# DIRECTIVE
In the listing below, locate the line containing "Rebuild this screenshot" and copy it and every line after it through the end, exactly as written, leaving out any pictures.

---

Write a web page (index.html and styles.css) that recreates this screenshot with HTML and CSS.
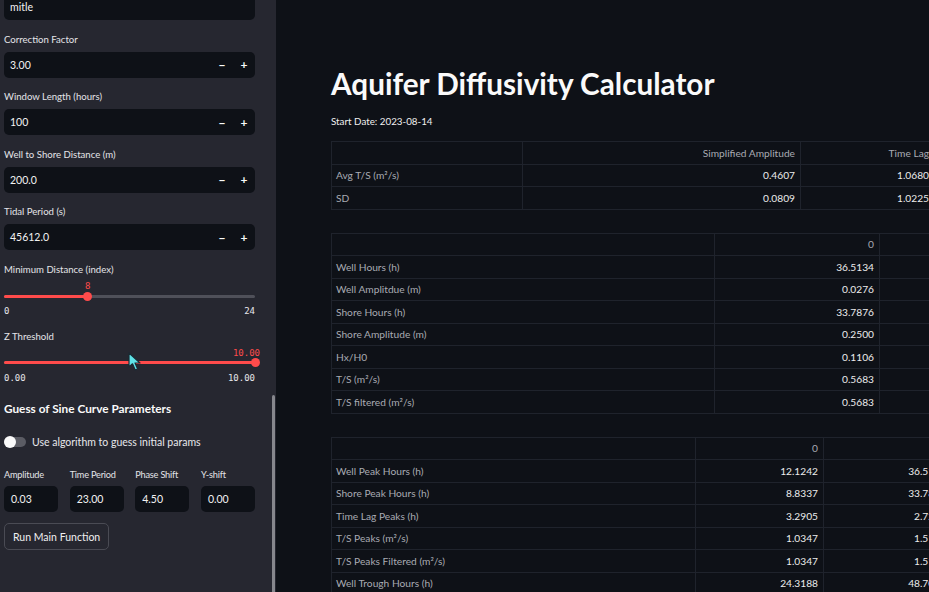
FILE: index.html
```html
<!DOCTYPE html>
<html lang="en">
<head>
<meta charset="utf-8">
<title>Aquifer Diffusivity Calculator</title>
<link rel="stylesheet" href="styles.css">
</head>
<body>
<div class="app">
  <aside class="sidebar">
    <div class="sidebar-inner">
      <div class="field field-cut">
        <div class="text-input">mitle</div>
      </div>

      <div class="field">
        <div class="label">Correction Factor</div>
        <div class="num-input"><span class="num-value">3.00</span><span class="step">&minus;</span><span class="step">+</span></div>
      </div>

      <div class="field">
        <div class="label">Window Length (hours)</div>
        <div class="num-input"><span class="num-value">100</span><span class="step">&minus;</span><span class="step">+</span></div>
      </div>

      <div class="field">
        <div class="label">Well to Shore Distance (m)</div>
        <div class="num-input"><span class="num-value">200.0</span><span class="step">&minus;</span><span class="step">+</span></div>
      </div>

      <div class="field">
        <div class="label">Tidal Period (s)</div>
        <div class="num-input"><span class="num-value">45612.0</span><span class="step">&minus;</span><span class="step">+</span></div>
      </div>

      <div class="field field-slider">
        <div class="label">Minimum Distance (index)</div>
        <div class="slider">
          <div class="slider-value-row"><span class="slider-value" style="left:33.33%">8</span></div>
          <div class="track"><div class="fill" style="width:33.33%"></div><div class="thumb" style="left:33.33%"></div></div>
          <div class="ticks"><span>0</span><span>24</span></div>
        </div>
      </div>

      <div class="field field-slider field-z">
        <div class="label">Z Threshold</div>
        <div class="slider">
          <div class="slider-value-row"><span class="slider-value slider-value-end">10.00</span></div>
          <div class="track"><div class="fill" style="width:100%"></div><div class="thumb" style="left:100%"></div></div>
          <div class="ticks"><span>0.00</span><span>10.00</span></div>
        </div>
      </div>

      <h3 class="side-heading">Guess of Sine Curve Parameters</h3>

      <div class="toggle-row">
        <span class="toggle"><span class="knob"></span></span>
        <span class="toggle-label">Use algorithm to guess initial params</span>
      </div>

      <div class="param-grid">
        <div class="param"><div class="label small">Amplitude</div><div class="small-input">0.03</div></div>
        <div class="param"><div class="label small">Time Period</div><div class="small-input">23.00</div></div>
        <div class="param"><div class="label small">Phase Shift</div><div class="small-input">4.50</div></div>
        <div class="param"><div class="label small">Y-shift</div><div class="small-input">0.00</div></div>
      </div>

      <button class="run-btn" type="button">Run Main Function</button>
    </div>
    <div class="scrollbar"></div>
  </aside>

  <main class="main">
    <h1 class="title">Aquifer Diffusivity Calculator</h1>
    <p class="start-date">Start Date: 2023-08-14</p>

    <table class="grid grid-1">
      <colgroup><col class="c-idx"><col class="c-a"><col class="c-b"></colgroup>
      <tr class="head"><td></td><td>Simplified Amplitude</td><td>Time Lag</td></tr>
      <tr><td>Avg T/S (m²/s)</td><td>0.4607</td><td>1.0680</td></tr>
      <tr><td>SD</td><td>0.0809</td><td>1.0225</td></tr>
    </table>

    <table class="grid grid-2">
      <colgroup><col class="c-idx"><col class="c-a"><col class="c-b"></colgroup>
      <tr class="head"><td></td><td>0</td><td></td></tr>
      <tr><td>Well Hours (h)</td><td>36.5134</td><td></td></tr>
      <tr><td>Well Amplitdue (m)</td><td>0.0276</td><td></td></tr>
      <tr><td>Shore Hours (h)</td><td>33.7876</td><td></td></tr>
      <tr><td>Shore Amplitude (m)</td><td>0.2500</td><td></td></tr>
      <tr><td>Hx/H0</td><td>0.1106</td><td></td></tr>
      <tr><td>T/S (m²/s)</td><td>0.5683</td><td></td></tr>
      <tr><td>T/S filtered (m²/s)</td><td>0.5683</td><td></td></tr>
    </table>

    <table class="grid grid-3">
      <colgroup><col class="c-idx"><col class="c-a"><col class="c-b"></colgroup>
      <tr class="head"><td></td><td>0</td><td>1</td></tr>
      <tr><td>Well Peak Hours (h)</td><td>12.1242</td><td>36.5134</td></tr>
      <tr><td>Shore Peak Hours (h)</td><td>8.8337</td><td>33.7876</td></tr>
      <tr><td>Time Lag Peaks (h)</td><td>3.2905</td><td>2.7258</td></tr>
      <tr><td>T/S Peaks (m²/s)</td><td>1.0347</td><td>1.5102</td></tr>
      <tr><td>T/S Peaks Filtered (m²/s)</td><td>1.0347</td><td>1.5102</td></tr>
      <tr><td>Well Trough Hours (h)</td><td>24.3188</td><td>48.7021</td></tr>
    </table>
  </main>
</div>

<svg class="cursor" width="14" height="20" viewBox="0 0 14 20" aria-hidden="true">
  <path d="M1 1 L1 15 L4.5 11.8 L7.2 18 L9.6 17 L7 11 L12 11 Z" fill="#5fe3e8" stroke="#1a2a33" stroke-width="1.2" stroke-linejoin="round"/>
</svg>
</body>
</html>
```

FILE: styles.css
```css
* { box-sizing: border-box; }

html, body {
  margin: 0;
  padding: 0;
  width: 929px;
  height: 592px;
  overflow: hidden;
  background: #0e1117;
  font-family: Lato, "Open Sans", sans-serif;
  color: #fafafa;
}

.app {
  display: flex;
  width: 929px;
  height: 592px;
}

/* ---------- Sidebar ---------- */
.sidebar {
  position: relative;
  flex: 0 0 276px;
  height: 592px;
  background: #262730;
  overflow: hidden;
}

.sidebar-inner {
  width: 255px;
  padding-left: 4px;
  margin-top: -6px;
}

.field {
  margin-bottom: 12.5px;
}

.label {
  font-size: 9.6px;
  line-height: 14px;
  height: 14px;
  color: #e4e4e8;
  margin-bottom: 5px;
  white-space: nowrap;
}

.text-input,
.num-input {
  height: 26px;
  background: #0e1117;
  border-radius: 5px;
  display: flex;
  align-items: center;
  font-size: 10.5px;
  color: #f2f2f2;
  padding-left: 6px;
}

.num-value { flex: 1; }

.step {
  width: 22px;
  text-align: center;
  font-size: 12px;
  font-weight: 700;
  color: #fafafa;
}

/* slider */
.slider {
  margin-top: -2px;
}

.slider-value-row {
  position: relative;
  height: 12px;
  margin-bottom: 3px;
}

.slider-value {
  position: absolute;
  top: 0;
  transform: translateX(-50%);
  font-family: "DejaVu Sans Mono", "Liberation Mono", monospace;
  font-size: 9px;
  line-height: 12px;
  color: #ff4b4b;
}

.slider-value-end {
  left: auto;
  right: -5px;
  transform: none;
}

.track {
  position: relative;
  height: 3px;
  background: #4f5059;
  border-radius: 2px;
}

.fill {
  height: 3px;
  background: #ff4b4b;
  border-radius: 2px;
}

.thumb {
  position: absolute;
  top: -3px;
  width: 9px;
  height: 9px;
  margin-left: -4.5px;
  border-radius: 50%;
  background: #ff4b4b;
}

.ticks {
  display: flex;
  justify-content: space-between;
  margin-top: 7px;
  font-family: "DejaVu Sans Mono", "Liberation Mono", monospace;
  font-size: 9px;
  line-height: 12px;
  color: #e6e6ea;
}

.field-slider { margin-bottom: 13.5px; }
.field-z .slider-value-row { margin-bottom: 2px; }
.field-z .ticks { margin-top: 8px; }

.side-heading {
  margin: 17px 0 0;
  font-size: 11.8px;
  line-height: 16px;
  font-weight: 700;
  color: #fafafa;
}

.toggle-row {
  display: flex;
  align-items: center;
  gap: 6px;
  margin-top: 18px;
  height: 14px;
}

.toggle {
  position: relative;
  width: 22px;
  height: 10px;
  border-radius: 5px;
  background: #5b5c64;
  display: inline-block;
}

.knob {
  position: absolute;
  left: 0;
  top: -1px;
  width: 12px;
  height: 12px;
  border-radius: 50%;
  background: #fafafa;
}

.toggle-label {
  font-size: 10.5px;
  color: #e8e8ec;
}

.param-grid {
  display: grid;
  grid-template-columns: repeat(4, 1fr);
  column-gap: 11.5px;
  margin-top: 19px;
}

.label.small {
  font-size: 9.2px;
  margin-bottom: 4px;
  letter-spacing: -0.2px;
}

.small-input {
  height: 26px;
  background: #0e1117;
  border-radius: 5px;
  display: flex;
  align-items: center;
  padding-left: 7px;
  font-size: 10.5px;
  color: #f2f2f2;
}

.run-btn {
  margin-top: 11px;
  height: 27px;
  padding: 0 8px;
  background: transparent;
  border: 1px solid #4a4b54;
  border-radius: 5px;
  color: #f0f0f0;
  font-family: Lato, "Open Sans", sans-serif;
  font-size: 10.5px;
}

.scrollbar {
  position: absolute;
  left: 272px;
  top: 395px;
  width: 3px;
  height: 200px;
  background: #86878d;
  border-radius: 2px;
}

/* ---------- Main ---------- */
.main {
  flex: 1;
  min-width: 0;
  padding: 64px 0 0 55px;
  overflow: hidden;
}

.title {
  margin: 0;
  font-size: 29.7px;
  line-height: 40px;
  font-weight: 700;
  color: #fafafa;
  letter-spacing: 0;
  white-space: nowrap;
}

.start-date {
  margin: 10px 0 0;
  font-size: 9.8px;
  line-height: 14px;
  color: #f0f0f0;
}

.grid {
  border-collapse: collapse;
  table-layout: fixed;
  font-size: 10.2px;
  margin-top: 13px;
}

.grid + .grid { margin-top: 23px; }

.grid td {
  height: 22.5px;
  padding: 0 5px 0 4px;
  border: 1px solid #1f232c;
  text-align: right;
  color: #ececec;
  white-space: nowrap;
  overflow: hidden;
}

.grid td:first-child {
  text-align: left;
  color: #a9abb3;
}

.grid .head td {
  color: #a9abb3;
}

.grid-1 { width: 603px; }
.grid-1 .c-idx { width: 191px; }
.grid-1 .c-a { width: 278px; }
.grid-1 .c-b { width: 134px; }

.grid-2 { width: 700px; }
.grid-2 .c-idx { width: 383px; }
.grid-2 .c-a { width: 165px; }
.grid-2 .c-b { width: 152px; }

.grid-3 { width: 620px; }
.grid-3 .c-idx { width: 364px; }
.grid-3 .c-a { width: 128px; }
.grid-3 .c-b { width: 128px; }

.cursor {
  position: absolute;
  left: 128px;
  top: 352px;
}
```
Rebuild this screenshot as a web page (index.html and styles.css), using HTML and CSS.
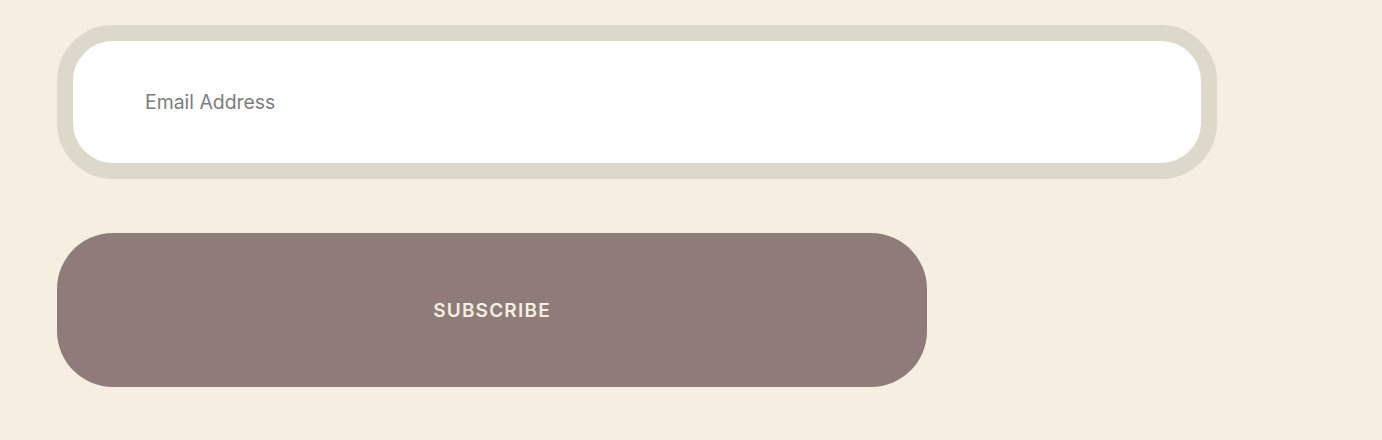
FILE: index.html
```html
<!DOCTYPE html>
<html lang="en">
<head>
<meta charset="utf-8">
<title>Subscribe</title>
<link rel="stylesheet" href="styles.css">
</head>
<body>
<form class="subscribe">
  <div class="field">
    <input class="email" type="email" placeholder="Email Address">
  </div>
  <button class="btn" type="button">SUBSCRIBE</button>
</form>
</body>
</html>
```
FILE: styles.css
```css
html, body {
  margin: 0;
  background: #f5eee1;
}
body {
  padding: 25px 57px;
  font-family: Inter, "Liberation Sans", sans-serif;
}
.subscribe {
  width: 1160px;
  display: flex;
  flex-direction: column;
  gap: 54px;
}
.field {
  box-sizing: border-box;
  height: 154px;
  border: 16px solid #dcd8ca;
  border-radius: 56px;
  background: #ffffff;
  display: flex;
  align-items: center;
  overflow: hidden;
}
.email {
  flex: 1;
  border: 0;
  outline: none;
  background: transparent;
  font-family: Inter, "Liberation Sans", sans-serif;
  font-size: 19.4px;
  color: #333;
  padding: 0 0 0 72px;
  height: 100%;
}
.email::placeholder {
  color: #7d7d7d;
}
.btn {
  box-sizing: border-box;
  width: 870px;
  height: 154px;
  border: 0;
  border-radius: 56px;
  background: #8f7c7a;
  color: #f5eee1;
  font-family: Inter, "Liberation Sans", sans-serif;
  font-size: 19px;
  font-weight: 600;
  letter-spacing: 1.2px;
  cursor: pointer;
}
```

---

# WRITTEN REPLY
Rebuild this screenshot as a web page (index.html and styles.css), using HTML and CSS.
FILE: index.html
```html
<!DOCTYPE html>
<html lang="en">
<head>
<meta charset="utf-8">
<title>Subscribe</title>
<link rel="stylesheet" href="styles.css">
</head>
<body>
<form class="subscribe">
  <div class="field">
    <input class="email" type="email" placeholder="Email Address">
  </div>
  <button class="btn" type="button">SUBSCRIBE</button>
</form>
</body>
</html>
```
FILE: styles.css
```css
html, body {
  margin: 0;
  background: #f5eee1;
}
body {
  padding: 25px 57px;
  font-family: Inter, "Liberation Sans", sans-serif;
}
.subscribe {
  width: 1160px;
  display: flex;
  flex-direction: column;
  gap: 54px;
}
.field {
  box-sizing: border-box;
  height: 154px;
  border: 16px solid #dcd8ca;
  border-radius: 56px;
  background: #ffffff;
  display: flex;
  align-items: center;
  overflow: hidden;
}
.email {
  flex: 1;
  border: 0;
  outline: none;
  background: transparent;
  font-family: Inter, "Liberation Sans", sans-serif;
  font-size: 19.4px;
  color: #333;
  padding: 0 0 0 72px;
  height: 100%;
}
.email::placeholder {
  color: #7d7d7d;
}
.btn {
  box-sizing: border-box;
  width: 870px;
  height: 154px;
  border: 0;
  border-radius: 56px;
  background: #8f7c7a;
  color: #f5eee1;
  font-family: Inter, "Liberation Sans", sans-serif;
  font-size: 19px;
  font-weight: 600;
  letter-spacing: 1.2px;
  cursor: pointer;
}
```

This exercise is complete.